Just… the words, they fail.

As I said this is a radical feminist novel, written in the 1970s so McKee Charnas isn’t all about encouraging us empathise with the male characters. There are quite a few dead male characters in this book and an emerging male society that hopes to survive on fem flesh is destroyed. Alldera, the main female character, gets her own section towards the end of the book and she spends plenty of time refuting the male society, as well as the fems who originally enabled the men to enslave women by saying ‘let’s do what they say for now.’. She offers the more direct link to the real situation for fems in The Holdfast, unfiltered by male rhetoric (although Alldera makes use of the way men view fems she twists their views with mocking sarcasm). There is also some hope in this book for better relations between men and women, shown by conversations between Eykar and Alldera towards the end of the book where he begins to see her as a human being, although these hopes are never fully realised in this novel. When I finish the sequel ‘Motherlines’ I’m sure I’ll have lots of interesting things to discuss about Alldera and her attitudes to life. Right I’m stopping here, because there are so many different angles I could examine this book from I’ll be here all day.

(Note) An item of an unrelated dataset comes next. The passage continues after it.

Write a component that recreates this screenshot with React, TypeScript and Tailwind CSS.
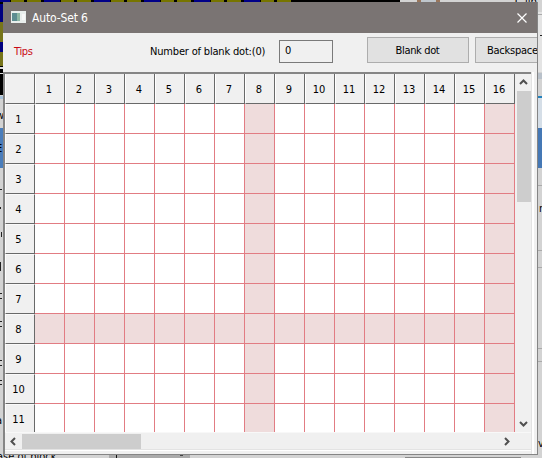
import React from "react";

const cols = Array.from({ length: 16 }, (_, i) => i + 1);
const rows = Array.from({ length: 11 }, (_, i) => i + 1);

function Chevron({ className }: { className: string }) {
  return (
    <svg width="9" height="9" viewBox="0 0 9 9" className={className}>
      <path d="M1 6L4.5 2.5L8 6" fill="none" stroke="#505050" strokeWidth="2" />
    </svg>
  );
}

function Desktop() {
  return (
    <div className="absolute inset-0 overflow-hidden bg-[#d3d3d3]">
      <svg width="542" height="458" className="block" shapeRendering="crispEdges">
        <rect width="400" height="95" fill="#000" />
        <g fill="#000088">
          {[0, 1, 2, 3, 4, 5].map((i) => (
            <rect key={i} x={i * 50 - 6} width="16" height="2" />
          ))}
        </g>
        <g fill="#777500">
          {[0, 1, 2, 3, 4, 5].map((i) => (
            <g key={i}>
              <rect x={i * 50 + 11} width="13" height="2" />
              <rect x={i * 50 + 27} width="14" height="2" />
            </g>
          ))}
        </g>
        <rect y="4" width="3" height="18" fill="#000080" />
        <rect y="22" width="3" height="20" fill="#77751a" />
        <rect y="42" width="3" height="10" fill="#000080" />
        <rect y="52" width="3" height="14" fill="#77751a" />
        <rect y="67" width="3" height="2" fill="#ddd" />
        <rect y="73" width="3" height="1" fill="#ddd" />
        <rect y="96" width="3" height="3" fill="#a7c2d9" />
        <rect y="128" width="3" height="40" fill="#4a7dbb" />
        <rect x="417" width="23" height="2" fill="#99765c" />
        <rect x="421" width="15" height="2" fill="#bfc6cc" />
        <rect x="538" y="12" width="4" height="60" fill="#e4e4e4" />
        <rect x="538" y="14" width="4" height="1" fill="#aaa" />
        <rect x="540" y="35" width="2" height="1" fill="#222" />
        <rect x="538" y="73" width="4" height="6" fill="#b9c1ca" />
        <rect x="538" y="96" width="4" height="2" fill="#2482bd" />
        <rect x="538" y="98" width="4" height="30" fill="#d5dee7" />
        <rect x="538" y="128" width="4" height="40" fill="#4578b5" />
        <g fill="#222">
          <rect y="189" width="2" height="1" />
          <rect y="207" width="1" height="2" />
          <rect x="1" y="232" width="1" height="5" />
          <rect y="262" width="1" height="9" />
          <rect y="293" width="2" height="1" />
          <rect y="298" width="2" height="1" />
          <rect y="321" width="2" height="1" />
          <rect y="326" width="2" height="1" />
          <rect y="360" width="2" height="1" />
          <rect y="365" width="2" height="1" />
          <rect y="380" width="2" height="1" />
          <rect y="384" width="2" height="1" />
        </g>
        <g fill="#aaa">
          <rect x="538" y="185" width="4" height="1" />
          <rect x="538" y="250" width="4" height="1" />
          <rect x="538" y="267" width="4" height="1" />
          <rect x="538" y="348" width="4" height="1" />
          <rect x="538" y="361" width="4" height="1" />
        </g>
        <rect x="109" y="455" width="81" height="3" fill="#aaa" />
        <rect x="116" y="455" width="1" height="3" fill="#111" />
        <rect x="180" y="455" width="3" height="1" fill="#444" />
        <rect x="405" y="457" width="116" height="1" fill="#888" />
      </svg>
      <span className="absolute left-[-3px] top-[450px] text-[11px] leading-[13px]">ase of block</span>
      <span className="absolute left-[515px] top-[-5px] whitespace-nowrap text-[11px] leading-[13px]">C lib</span>
      <span className="absolute left-[539px] top-[202px] text-[11px] leading-[13px]">r</span>
      <span className="absolute left-[538px] top-[437px] text-[11px] leading-[13px]">v</span>
      <span className="absolute left-[-4px] top-[109px] text-[11px] leading-[13px]">w</span>
      <span className="absolute left-[-4px] top-[142px] text-[11px] leading-[13px]">E</span>
      <span className="absolute left-[-4px] top-[414px] text-[11px] leading-[13px]">a</span>
    </div>
  );
}

export default function App() {
  return (
    <div className="relative h-[458px] w-[542px] overflow-hidden font-['DejaVu_Sans_Condensed','DejaVu_Sans',sans-serif] [font-stretch:condensed] text-black">
      <Desktop />
      <main className="absolute left-[3px] top-[2px] flex h-[453px] w-[535px] flex-col overflow-hidden border-b border-r border-[#858585] bg-[#f0f0f0]">
        <header className="flex h-[31px] w-[535px] shrink-0 items-center bg-[#7a7473] pl-2 text-white">
          <svg width="15" height="12" viewBox="0 0 15 12" className="-mt-px shrink-0">
            <path d="M0 0H15V12H0Z" fill="#e9eeec" />
            <path d="M1 2H9V10H1Z" fill="#5d8d91" />
            <path d="M6 2H9V10H6Z" fill="#8eb7a4" />
            <path d="M11 3H14V9H11Z" fill="#f8f8f8" />
          </svg>
          <span className="ml-[6px] w-[485px] text-[12px] leading-4 tracking-[-0.15px]">Auto-Set 6</span>
          <svg width="10" height="10" viewBox="0 0 10 10" className="shrink-0">
            <path d="M.5 .5L9.5 9.5M9.5 .5L.5 9.5" stroke="#fff" strokeWidth="1.2" />
          </svg>
        </header>

        <div className="flex h-[39px] w-[620px] shrink-0 items-start text-[11px] leading-[13px]">
          <span className="ml-[11px] mt-[12px] w-[136px] tracking-[-0.3px] text-[#c90812]">Tips</span>
          <span className="mt-[12px] w-[129px] whitespace-nowrap tracking-[-0.18px]">Number of blank dot:(0)</span>
          <div className="mt-[7px] h-[23px] w-[54px] border border-[#7a7a7a] pl-[5px] pt-[3px]">0</div>
          <button className="ml-[34px] mt-1 h-[26px] w-[102px] border border-[#adadad] bg-[#e1e1e1] pr-[1px] pt-px tracking-[-0.35px]">Blank dot</button>
          <button className="ml-[6px] mt-1 h-[26px] w-[102px] border border-[#adadad] bg-[#e1e1e1] pl-[11px] pt-px text-left tracking-[-0.25px]">Backspace</button>
        </div>

        <div className="flex min-h-0 w-[534px] flex-1">
          <div className="flex w-[529px] shrink-0 flex-col border-l-2 border-t-2 border-[#858585]">
            <div className="flex h-[358px]">
              <div className="h-[358px] w-[510px] shrink-0 overflow-hidden text-[11px] leading-[13px]">
                <div className="flex h-[30px]">
                  <div className="w-[30px] shrink-0 border-b border-l border-r border-b-[#696969] border-l-white border-r-[#696969]" />
                  {cols.map((c) => (
                    <div key={c} className="flex w-[30px] shrink-0 items-center justify-center border-b border-l border-r border-b-[#696969] border-l-white border-r-[#696969] pr-[2px] pt-[2px]">
                      {c}
                    </div>
                  ))}
                </div>
                {rows.map((r) => (
                  <div key={r} className="flex h-[30px]">
                    <div className="flex w-[30px] shrink-0 items-center justify-center border-b border-l border-r border-t border-b-[#696969] border-l-white border-r-[#696969] border-t-[#fafafa] pr-[3px] pt-px">
                      {r}
                    </div>
                    {cols.map((c) => (
                      <div key={c} className={`w-[30px] shrink-0 border-b border-r border-[#e27c83] ${r === 8 || c % 8 === 0 ? "bg-[#efdcdc]" : "bg-white"}`} />
                    ))}
                  </div>
                ))}
              </div>
              <div className="flex w-[17px] flex-col items-center bg-[#f0f0f0]">
                <div className="flex h-[17px] items-center"><Chevron className="" /></div>
                <div className="ml-px h-[111px] w-[15px] bg-[#cdcdcd]" />
                <div className="flex flex-1 items-end pb-[4px]"><Chevron className="rotate-180" /></div>
              </div>
            </div>
            <div className="flex h-[17px] items-center border-t border-[#f8f8f8] bg-[#f0f0f0]">
              <div className="flex w-[17px] justify-center"><Chevron className="-rotate-90" /></div>
              <div className="h-[15px] w-[119px] bg-[#cdcdcd]" />
              <div className="flex w-[371px] justify-end pr-px"><Chevron className="rotate-90" /></div>
            </div>
            <div className="h-px bg-[#e3e3e3]" />
            <div className="h-px bg-white" />
          </div>
          <div className="ml-[-1px] w-px bg-[#e3e3e3]" />
          <div className="w-[2px] bg-white" />
        </div>
      </main>
    </div>
  );
}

Maybe not all the feminist views stand up to the test of time if you look at them as views to be applied to our own society, although they make internal sense within the book and must have made sense in 1974, when the book was published. Some people might think this book too extreme, too angry and the male characters too casually violent, but I could believe in the world that drove Charnas to create the extremes of The Holdfast society. Bed down on a cold, grey day with ‘Walk to the End of the World’ and pair it with the short dystopian novel
‘The Carhullan Army’ by Sarah Hall for maximum depression and radical hints at hope.